Aim of the exercise
Look through the records below and collect all lines that hold the string "image".

Data provided
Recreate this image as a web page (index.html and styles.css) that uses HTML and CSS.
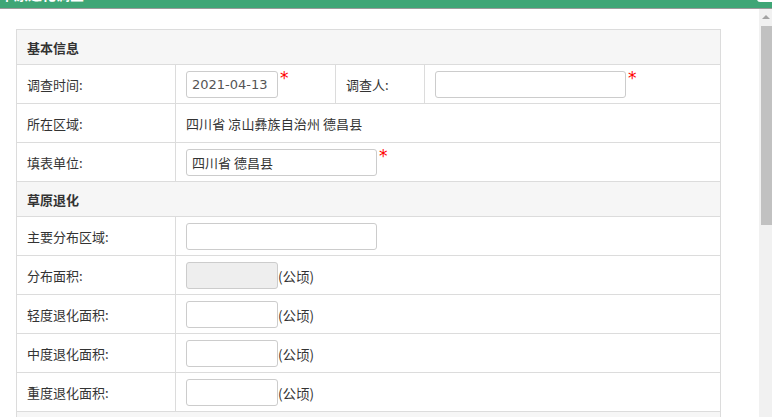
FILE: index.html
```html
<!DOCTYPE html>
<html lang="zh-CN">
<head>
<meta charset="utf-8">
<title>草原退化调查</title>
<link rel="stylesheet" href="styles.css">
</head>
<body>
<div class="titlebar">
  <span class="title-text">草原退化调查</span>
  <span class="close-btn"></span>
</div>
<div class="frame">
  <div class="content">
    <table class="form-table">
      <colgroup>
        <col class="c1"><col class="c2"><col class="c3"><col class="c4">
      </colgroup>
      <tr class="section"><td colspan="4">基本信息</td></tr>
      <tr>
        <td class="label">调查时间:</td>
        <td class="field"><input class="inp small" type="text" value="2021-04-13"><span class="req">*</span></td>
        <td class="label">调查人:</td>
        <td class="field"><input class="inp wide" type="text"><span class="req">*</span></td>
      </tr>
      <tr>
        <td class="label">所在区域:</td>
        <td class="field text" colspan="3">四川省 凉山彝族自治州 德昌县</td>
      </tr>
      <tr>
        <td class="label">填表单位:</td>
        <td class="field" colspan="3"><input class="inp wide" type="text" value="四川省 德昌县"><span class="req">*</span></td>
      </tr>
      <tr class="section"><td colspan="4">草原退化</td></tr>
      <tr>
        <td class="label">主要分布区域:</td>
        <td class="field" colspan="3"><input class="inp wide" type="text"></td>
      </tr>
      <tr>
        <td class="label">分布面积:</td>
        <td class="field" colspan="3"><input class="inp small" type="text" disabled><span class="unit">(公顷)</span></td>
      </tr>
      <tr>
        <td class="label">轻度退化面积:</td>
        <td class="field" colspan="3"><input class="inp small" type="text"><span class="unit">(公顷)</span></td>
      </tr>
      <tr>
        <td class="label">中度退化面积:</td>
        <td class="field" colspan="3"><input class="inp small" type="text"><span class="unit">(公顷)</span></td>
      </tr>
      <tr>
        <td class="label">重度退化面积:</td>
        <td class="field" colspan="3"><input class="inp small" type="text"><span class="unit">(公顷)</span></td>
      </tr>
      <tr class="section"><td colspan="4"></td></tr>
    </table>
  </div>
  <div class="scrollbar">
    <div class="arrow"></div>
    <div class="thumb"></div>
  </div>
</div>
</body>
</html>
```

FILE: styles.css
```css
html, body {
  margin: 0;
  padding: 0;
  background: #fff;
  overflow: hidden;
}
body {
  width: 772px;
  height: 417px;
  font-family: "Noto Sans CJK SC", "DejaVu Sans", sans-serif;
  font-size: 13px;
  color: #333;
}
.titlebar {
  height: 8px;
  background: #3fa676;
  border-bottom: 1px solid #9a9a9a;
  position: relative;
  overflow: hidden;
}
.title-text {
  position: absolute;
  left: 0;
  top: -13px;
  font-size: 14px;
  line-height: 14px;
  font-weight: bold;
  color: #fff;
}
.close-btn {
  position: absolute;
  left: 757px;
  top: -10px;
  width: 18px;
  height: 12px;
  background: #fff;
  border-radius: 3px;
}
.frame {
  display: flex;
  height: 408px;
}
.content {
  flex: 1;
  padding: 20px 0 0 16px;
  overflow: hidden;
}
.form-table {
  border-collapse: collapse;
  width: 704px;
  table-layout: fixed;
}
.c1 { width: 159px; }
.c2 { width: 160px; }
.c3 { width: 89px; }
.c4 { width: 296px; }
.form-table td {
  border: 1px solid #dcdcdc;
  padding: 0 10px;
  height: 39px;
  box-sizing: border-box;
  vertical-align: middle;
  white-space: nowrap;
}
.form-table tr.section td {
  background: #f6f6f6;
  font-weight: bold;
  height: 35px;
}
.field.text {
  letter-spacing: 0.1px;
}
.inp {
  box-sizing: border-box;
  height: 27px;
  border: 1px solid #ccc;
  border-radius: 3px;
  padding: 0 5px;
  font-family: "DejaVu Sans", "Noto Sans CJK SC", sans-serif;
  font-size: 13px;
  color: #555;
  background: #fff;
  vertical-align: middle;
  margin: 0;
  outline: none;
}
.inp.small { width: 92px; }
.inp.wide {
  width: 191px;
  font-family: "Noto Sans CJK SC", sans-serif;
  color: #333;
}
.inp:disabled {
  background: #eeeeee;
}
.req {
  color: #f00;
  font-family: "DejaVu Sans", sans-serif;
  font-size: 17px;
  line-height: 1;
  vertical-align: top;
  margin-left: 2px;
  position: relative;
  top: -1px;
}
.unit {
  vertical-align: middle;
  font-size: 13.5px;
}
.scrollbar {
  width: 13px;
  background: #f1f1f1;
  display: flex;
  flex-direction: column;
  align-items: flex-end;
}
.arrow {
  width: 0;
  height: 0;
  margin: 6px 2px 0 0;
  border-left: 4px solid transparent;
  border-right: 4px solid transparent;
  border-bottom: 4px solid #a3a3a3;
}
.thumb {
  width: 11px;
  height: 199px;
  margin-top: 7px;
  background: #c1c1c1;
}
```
* * *
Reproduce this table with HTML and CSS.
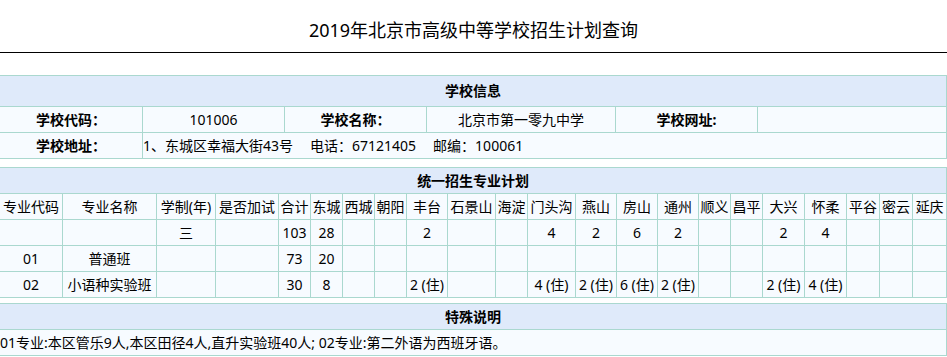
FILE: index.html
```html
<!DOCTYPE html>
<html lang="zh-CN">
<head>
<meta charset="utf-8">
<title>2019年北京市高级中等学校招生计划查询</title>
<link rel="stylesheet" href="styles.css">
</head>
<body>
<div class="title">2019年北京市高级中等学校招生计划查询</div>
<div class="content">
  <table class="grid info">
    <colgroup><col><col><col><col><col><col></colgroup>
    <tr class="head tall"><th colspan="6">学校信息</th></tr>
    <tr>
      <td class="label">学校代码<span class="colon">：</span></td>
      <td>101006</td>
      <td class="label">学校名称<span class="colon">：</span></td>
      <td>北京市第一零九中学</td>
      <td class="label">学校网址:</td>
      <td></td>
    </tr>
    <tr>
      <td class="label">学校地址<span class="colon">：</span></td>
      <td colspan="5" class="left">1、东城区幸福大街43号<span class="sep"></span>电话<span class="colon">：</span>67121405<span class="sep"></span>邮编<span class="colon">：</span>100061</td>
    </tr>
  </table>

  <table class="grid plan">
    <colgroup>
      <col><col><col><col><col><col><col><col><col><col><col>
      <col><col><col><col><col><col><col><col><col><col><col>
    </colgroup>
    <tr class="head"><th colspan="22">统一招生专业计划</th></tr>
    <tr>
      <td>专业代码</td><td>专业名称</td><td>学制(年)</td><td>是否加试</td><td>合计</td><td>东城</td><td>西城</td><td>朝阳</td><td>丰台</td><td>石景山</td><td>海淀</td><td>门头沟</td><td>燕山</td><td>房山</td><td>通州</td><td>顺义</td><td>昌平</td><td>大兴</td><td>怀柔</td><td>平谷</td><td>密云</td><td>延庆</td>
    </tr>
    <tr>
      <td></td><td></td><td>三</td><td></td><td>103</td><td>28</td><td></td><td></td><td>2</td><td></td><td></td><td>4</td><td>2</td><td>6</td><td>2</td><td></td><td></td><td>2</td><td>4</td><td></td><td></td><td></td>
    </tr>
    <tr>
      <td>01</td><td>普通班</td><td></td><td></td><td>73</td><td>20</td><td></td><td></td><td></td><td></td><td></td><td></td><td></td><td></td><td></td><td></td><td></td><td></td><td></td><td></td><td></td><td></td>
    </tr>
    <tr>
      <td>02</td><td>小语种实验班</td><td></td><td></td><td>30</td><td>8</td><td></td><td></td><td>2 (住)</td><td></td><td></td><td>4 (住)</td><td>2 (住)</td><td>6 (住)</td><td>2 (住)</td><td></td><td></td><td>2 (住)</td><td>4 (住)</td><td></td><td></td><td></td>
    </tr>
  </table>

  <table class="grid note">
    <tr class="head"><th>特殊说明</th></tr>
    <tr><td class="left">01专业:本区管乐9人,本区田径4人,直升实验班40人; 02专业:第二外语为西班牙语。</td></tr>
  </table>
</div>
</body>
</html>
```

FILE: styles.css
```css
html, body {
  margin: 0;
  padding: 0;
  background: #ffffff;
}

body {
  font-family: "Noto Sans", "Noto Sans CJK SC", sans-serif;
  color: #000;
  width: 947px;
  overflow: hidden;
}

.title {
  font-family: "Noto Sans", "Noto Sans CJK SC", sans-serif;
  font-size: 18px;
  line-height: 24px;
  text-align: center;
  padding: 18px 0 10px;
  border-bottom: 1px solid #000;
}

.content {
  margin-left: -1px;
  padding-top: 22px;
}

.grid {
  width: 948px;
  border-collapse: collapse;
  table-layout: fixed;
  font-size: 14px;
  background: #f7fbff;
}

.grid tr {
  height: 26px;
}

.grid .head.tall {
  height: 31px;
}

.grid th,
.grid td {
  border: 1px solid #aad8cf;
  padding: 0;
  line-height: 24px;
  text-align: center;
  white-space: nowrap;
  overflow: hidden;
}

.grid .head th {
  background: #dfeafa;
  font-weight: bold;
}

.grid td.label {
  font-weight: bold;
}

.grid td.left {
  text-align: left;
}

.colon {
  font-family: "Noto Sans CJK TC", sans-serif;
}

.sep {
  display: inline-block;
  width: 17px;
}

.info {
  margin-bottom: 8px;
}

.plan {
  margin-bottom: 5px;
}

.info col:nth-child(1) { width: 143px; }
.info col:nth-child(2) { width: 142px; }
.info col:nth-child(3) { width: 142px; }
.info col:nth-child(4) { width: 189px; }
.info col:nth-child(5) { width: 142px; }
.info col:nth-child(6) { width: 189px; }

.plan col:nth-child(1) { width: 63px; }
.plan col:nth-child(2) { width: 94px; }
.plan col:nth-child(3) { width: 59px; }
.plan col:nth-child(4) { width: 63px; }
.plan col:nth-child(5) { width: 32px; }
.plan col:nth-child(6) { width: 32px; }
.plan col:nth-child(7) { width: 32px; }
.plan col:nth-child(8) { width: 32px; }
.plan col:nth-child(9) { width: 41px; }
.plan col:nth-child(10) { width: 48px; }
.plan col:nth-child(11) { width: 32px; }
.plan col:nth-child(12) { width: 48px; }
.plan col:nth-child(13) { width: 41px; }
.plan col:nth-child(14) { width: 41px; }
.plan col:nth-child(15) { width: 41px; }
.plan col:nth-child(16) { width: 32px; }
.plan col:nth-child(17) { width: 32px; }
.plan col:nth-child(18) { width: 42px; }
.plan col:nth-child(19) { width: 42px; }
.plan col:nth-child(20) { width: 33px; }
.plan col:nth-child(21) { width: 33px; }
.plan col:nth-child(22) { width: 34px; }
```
--
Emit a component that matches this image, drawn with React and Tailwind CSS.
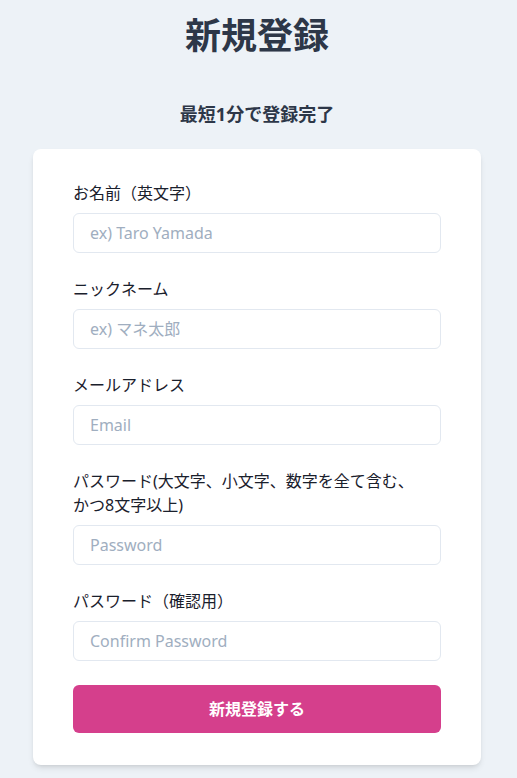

Answer for this exercise
Recreate this image as a web page (index.html and styles.css) that uses HTML and CSS.
Emit a component that matches this image, drawn with React and Tailwind CSS.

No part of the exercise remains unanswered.